To put on 10 shows, over five days, in the same space – so seamlessly that no guest nor attendee might even for a second suspect the logistic magnitude of this – is a serious feat. This feat was led by Ky Bxshxff, fashion producer and director for Twyg. With an incredible team (including creative duo Ant Hinrichsen and Armand Dicker and Twyg’s fashion editor, Tandekile Mkize) Ky reflects on CxC, saying that “the first time you do something, it’s always a bit of an experiment. With the launch of CxC last year, the only thing we were sure about was that we had the right ingredients: Twyg magazine’s curation and commitment to slow fashion, the incredible space that is the iconic pink lady and her unmatched afternoon tea offering, and an incredible high-five to South African fashion launched by none other than Thebe Magugu. The feedback and the excitement was overwhelming – the experiment proved that there is a real desire for South Africans to have a conversation about luxury and creativity on our own terms.” On their directorship of the event, Ky found CxC as a remedying experience – one that serves its purpose in celebrating South African design and the power of collaboration, “directing the shows this year again was an incredible privilege. Every designer – from last year’s line-up through to 2023 – has a one-of-a-kind point of view that redefines luxury with an African lens. They write a new lore inspired by reimagining codes and culture. I also worked with an amazing backstage team of young fashion voices who give me absolute faith in the future of this industry on our continent. It’s another reminder that every garment you see represents an ecosystem of jobs. And every choice you make has an impact.

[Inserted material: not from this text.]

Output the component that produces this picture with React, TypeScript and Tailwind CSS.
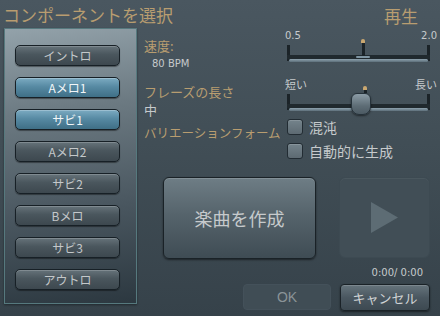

I think these are all incredibly important conversations to have – and what more idyllic place to have them, than set against a backdrop of pink!”
What a stunning confirmation of what fashion production and celebration really means: the many hands that make and create, to foster the potentiality of design in South Africa. Congratulations and our deepest gratitude to the entire team at Twyg, each person at The Mount Nelson and all who made CxC’s second year – absolutely perfect.